- [MATERIAL PROVIDED]:
----

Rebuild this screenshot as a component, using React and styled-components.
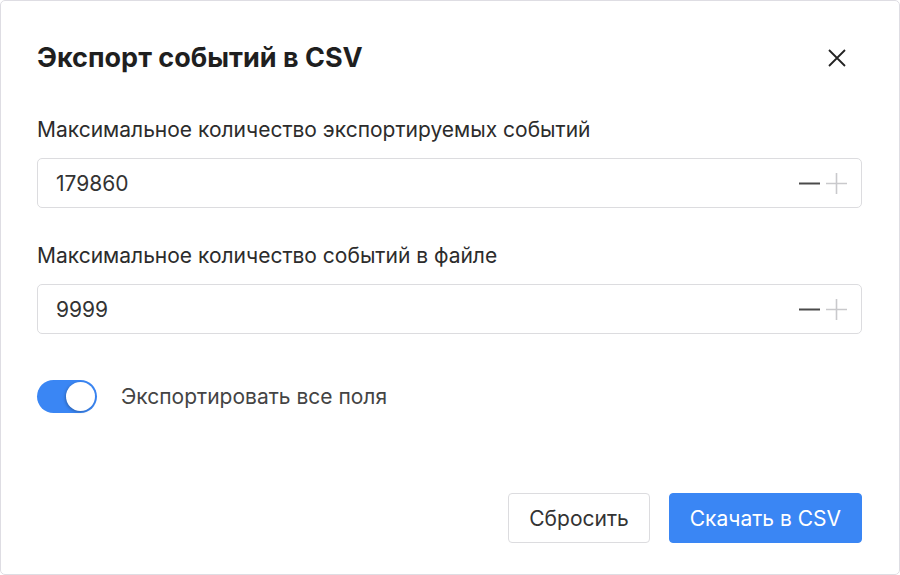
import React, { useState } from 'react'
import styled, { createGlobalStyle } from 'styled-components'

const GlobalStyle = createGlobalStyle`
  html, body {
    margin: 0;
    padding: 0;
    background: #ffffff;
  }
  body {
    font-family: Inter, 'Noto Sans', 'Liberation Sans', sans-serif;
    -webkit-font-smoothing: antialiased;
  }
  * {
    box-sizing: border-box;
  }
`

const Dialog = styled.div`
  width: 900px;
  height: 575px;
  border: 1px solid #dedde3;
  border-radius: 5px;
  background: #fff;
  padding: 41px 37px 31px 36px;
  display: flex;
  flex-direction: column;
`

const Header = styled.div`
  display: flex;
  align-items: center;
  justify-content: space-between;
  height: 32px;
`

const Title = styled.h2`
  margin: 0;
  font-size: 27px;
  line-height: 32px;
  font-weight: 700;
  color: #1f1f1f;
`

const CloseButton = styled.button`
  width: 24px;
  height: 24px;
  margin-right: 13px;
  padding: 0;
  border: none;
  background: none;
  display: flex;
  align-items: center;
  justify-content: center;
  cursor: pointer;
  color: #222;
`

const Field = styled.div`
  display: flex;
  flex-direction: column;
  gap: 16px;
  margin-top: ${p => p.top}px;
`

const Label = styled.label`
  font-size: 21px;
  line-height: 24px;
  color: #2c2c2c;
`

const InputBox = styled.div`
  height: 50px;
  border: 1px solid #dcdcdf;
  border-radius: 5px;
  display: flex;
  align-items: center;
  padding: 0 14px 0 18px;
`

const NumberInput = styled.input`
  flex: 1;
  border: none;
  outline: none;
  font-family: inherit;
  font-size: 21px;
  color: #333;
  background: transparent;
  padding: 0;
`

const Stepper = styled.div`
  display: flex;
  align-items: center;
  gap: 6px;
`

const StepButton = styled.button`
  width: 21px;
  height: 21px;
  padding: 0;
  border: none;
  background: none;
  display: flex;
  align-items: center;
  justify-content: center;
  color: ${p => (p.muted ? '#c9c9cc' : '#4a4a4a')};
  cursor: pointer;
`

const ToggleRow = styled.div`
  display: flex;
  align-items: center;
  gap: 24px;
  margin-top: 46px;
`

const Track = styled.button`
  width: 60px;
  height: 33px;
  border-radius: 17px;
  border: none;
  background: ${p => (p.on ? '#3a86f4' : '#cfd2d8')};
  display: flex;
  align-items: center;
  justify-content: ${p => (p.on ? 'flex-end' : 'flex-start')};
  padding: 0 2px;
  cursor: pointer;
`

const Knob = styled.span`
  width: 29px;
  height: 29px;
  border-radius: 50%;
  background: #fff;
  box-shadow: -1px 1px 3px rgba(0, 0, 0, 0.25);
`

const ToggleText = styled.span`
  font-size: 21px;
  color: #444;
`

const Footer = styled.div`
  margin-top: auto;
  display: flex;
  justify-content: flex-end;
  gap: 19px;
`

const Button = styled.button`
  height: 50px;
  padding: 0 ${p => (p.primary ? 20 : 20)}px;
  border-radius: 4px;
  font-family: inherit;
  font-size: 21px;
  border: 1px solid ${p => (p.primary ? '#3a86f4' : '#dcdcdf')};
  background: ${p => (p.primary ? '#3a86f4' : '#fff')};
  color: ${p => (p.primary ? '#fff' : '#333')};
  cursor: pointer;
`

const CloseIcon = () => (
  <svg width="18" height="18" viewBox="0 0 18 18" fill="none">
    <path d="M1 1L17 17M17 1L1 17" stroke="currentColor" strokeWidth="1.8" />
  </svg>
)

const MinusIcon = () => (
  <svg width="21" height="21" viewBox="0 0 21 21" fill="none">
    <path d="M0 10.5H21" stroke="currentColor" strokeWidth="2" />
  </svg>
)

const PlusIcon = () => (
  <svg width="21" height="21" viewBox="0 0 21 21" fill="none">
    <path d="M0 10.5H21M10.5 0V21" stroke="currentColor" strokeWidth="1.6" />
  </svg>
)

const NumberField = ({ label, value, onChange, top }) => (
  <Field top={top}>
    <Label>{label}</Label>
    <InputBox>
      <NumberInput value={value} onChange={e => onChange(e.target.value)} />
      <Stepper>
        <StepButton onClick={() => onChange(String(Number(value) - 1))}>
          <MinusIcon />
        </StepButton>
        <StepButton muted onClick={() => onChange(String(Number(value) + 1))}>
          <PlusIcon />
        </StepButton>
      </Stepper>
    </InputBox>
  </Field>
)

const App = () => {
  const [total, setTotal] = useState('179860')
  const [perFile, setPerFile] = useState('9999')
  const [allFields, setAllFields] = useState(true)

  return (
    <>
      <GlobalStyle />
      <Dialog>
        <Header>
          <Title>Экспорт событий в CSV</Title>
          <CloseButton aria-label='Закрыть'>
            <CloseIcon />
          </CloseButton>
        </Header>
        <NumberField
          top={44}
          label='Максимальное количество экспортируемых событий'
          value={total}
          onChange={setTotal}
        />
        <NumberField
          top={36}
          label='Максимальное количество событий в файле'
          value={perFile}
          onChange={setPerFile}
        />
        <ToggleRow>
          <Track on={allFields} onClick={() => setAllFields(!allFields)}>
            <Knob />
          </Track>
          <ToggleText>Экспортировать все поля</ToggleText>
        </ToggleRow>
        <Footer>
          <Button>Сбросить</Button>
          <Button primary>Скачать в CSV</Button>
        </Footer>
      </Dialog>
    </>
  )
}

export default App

----

- [TASK INSTRUCTIONS]:
Restate the data above exactly, stripping out each image.

- [ANSWER BELOW]:
Rebuild this screenshot as a component, using React and styled-components.
import React, { useState } from 'react'
import styled, { createGlobalStyle } from 'styled-components'

const GlobalStyle = createGlobalStyle`
  html, body {
    margin: 0;
    padding: 0;
    background: #ffffff;
  }
  body {
    font-family: Inter, 'Noto Sans', 'Liberation Sans', sans-serif;
    -webkit-font-smoothing: antialiased;
  }
  * {
    box-sizing: border-box;
  }
`

const Dialog = styled.div`
  width: 900px;
  height: 575px;
  border: 1px solid #dedde3;
  border-radius: 5px;
  background: #fff;
  padding: 41px 37px 31px 36px;
  display: flex;
  flex-direction: column;
`

const Header = styled.div`
  display: flex;
  align-items: center;
  justify-content: space-between;
  height: 32px;
`

const Title = styled.h2`
  margin: 0;
  font-size: 27px;
  line-height: 32px;
  font-weight: 700;
  color: #1f1f1f;
`

const CloseButton = styled.button`
  width: 24px;
  height: 24px;
  margin-right: 13px;
  padding: 0;
  border: none;
  background: none;
  display: flex;
  align-items: center;
  justify-content: center;
  cursor: pointer;
  color: #222;
`

const Field = styled.div`
  display: flex;
  flex-direction: column;
  gap: 16px;
  margin-top: ${p => p.top}px;
`

const Label = styled.label`
  font-size: 21px;
  line-height: 24px;
  color: #2c2c2c;
`

const InputBox = styled.div`
  height: 50px;
  border: 1px solid #dcdcdf;
  border-radius: 5px;
  display: flex;
  align-items: center;
  padding: 0 14px 0 18px;
`

const NumberInput = styled.input`
  flex: 1;
  border: none;
  outline: none;
  font-family: inherit;
  font-size: 21px;
  color: #333;
  background: transparent;
  padding: 0;
`

const Stepper = styled.div`
  display: flex;
  align-items: center;
  gap: 6px;
`

const StepButton = styled.button`
  width: 21px;
  height: 21px;
  padding: 0;
  border: none;
  background: none;
  display: flex;
  align-items: center;
  justify-content: center;
  color: ${p => (p.muted ? '#c9c9cc' : '#4a4a4a')};
  cursor: pointer;
`

const ToggleRow = styled.div`
  display: flex;
  align-items: center;
  gap: 24px;
  margin-top: 46px;
`

const Track = styled.button`
  width: 60px;
  height: 33px;
  border-radius: 17px;
  border: none;
  background: ${p => (p.on ? '#3a86f4' : '#cfd2d8')};
  display: flex;
  align-items: center;
  justify-content: ${p => (p.on ? 'flex-end' : 'flex-start')};
  padding: 0 2px;
  cursor: pointer;
`

const Knob = styled.span`
  width: 29px;
  height: 29px;
  border-radius: 50%;
  background: #fff;
  box-shadow: -1px 1px 3px rgba(0, 0, 0, 0.25);
`

const ToggleText = styled.span`
  font-size: 21px;
  color: #444;
`

const Footer = styled.div`
  margin-top: auto;
  display: flex;
  justify-content: flex-end;
  gap: 19px;
`

const Button = styled.button`
  height: 50px;
  padding: 0 ${p => (p.primary ? 20 : 20)}px;
  border-radius: 4px;
  font-family: inherit;
  font-size: 21px;
  border: 1px solid ${p => (p.primary ? '#3a86f4' : '#dcdcdf')};
  background: ${p => (p.primary ? '#3a86f4' : '#fff')};
  color: ${p => (p.primary ? '#fff' : '#333')};
  cursor: pointer;
`

const CloseIcon = () => (
  <svg width="18" height="18" viewBox="0 0 18 18" fill="none">
    <path d="M1 1L17 17M17 1L1 17" stroke="currentColor" strokeWidth="1.8" />
  </svg>
)

const MinusIcon = () => (
  <svg width="21" height="21" viewBox="0 0 21 21" fill="none">
    <path d="M0 10.5H21" stroke="currentColor" strokeWidth="2" />
  </svg>
)

const PlusIcon = () => (
  <svg width="21" height="21" viewBox="0 0 21 21" fill="none">
    <path d="M0 10.5H21M10.5 0V21" stroke="currentColor" strokeWidth="1.6" />
  </svg>
)

const NumberField = ({ label, value, onChange, top }) => (
  <Field top={top}>
    <Label>{label}</Label>
    <InputBox>
      <NumberInput value={value} onChange={e => onChange(e.target.value)} />
      <Stepper>
        <StepButton onClick={() => onChange(String(Number(value) - 1))}>
          <MinusIcon />
        </StepButton>
        <StepButton muted onClick={() => onChange(String(Number(value) + 1))}>
          <PlusIcon />
        </StepButton>
      </Stepper>
    </InputBox>
  </Field>
)

const App = () => {
  const [total, setTotal] = useState('179860')
  const [perFile, setPerFile] = useState('9999')
  const [allFields, setAllFields] = useState(true)

  return (
    <>
      <GlobalStyle />
      <Dialog>
        <Header>
          <Title>Экспорт событий в CSV</Title>
          <CloseButton aria-label='Закрыть'>
            <CloseIcon />
          </CloseButton>
        </Header>
        <NumberField
          top={44}
          label='Максимальное количество экспортируемых событий'
          value={total}
          onChange={setTotal}
        />
        <NumberField
          top={36}
          label='Максимальное количество событий в файле'
          value={perFile}
          onChange={setPerFile}
        />
        <ToggleRow>
          <Track on={allFields} onClick={() => setAllFields(!allFields)}>
            <Knob />
          </Track>
          <ToggleText>Экспортировать все поля</ToggleText>
        </ToggleRow>
        <Footer>
          <Button>Сбросить</Button>
          <Button primary>Скачать в CSV</Button>
        </Footer>
      </Dialog>
    </>
  )
}

export default App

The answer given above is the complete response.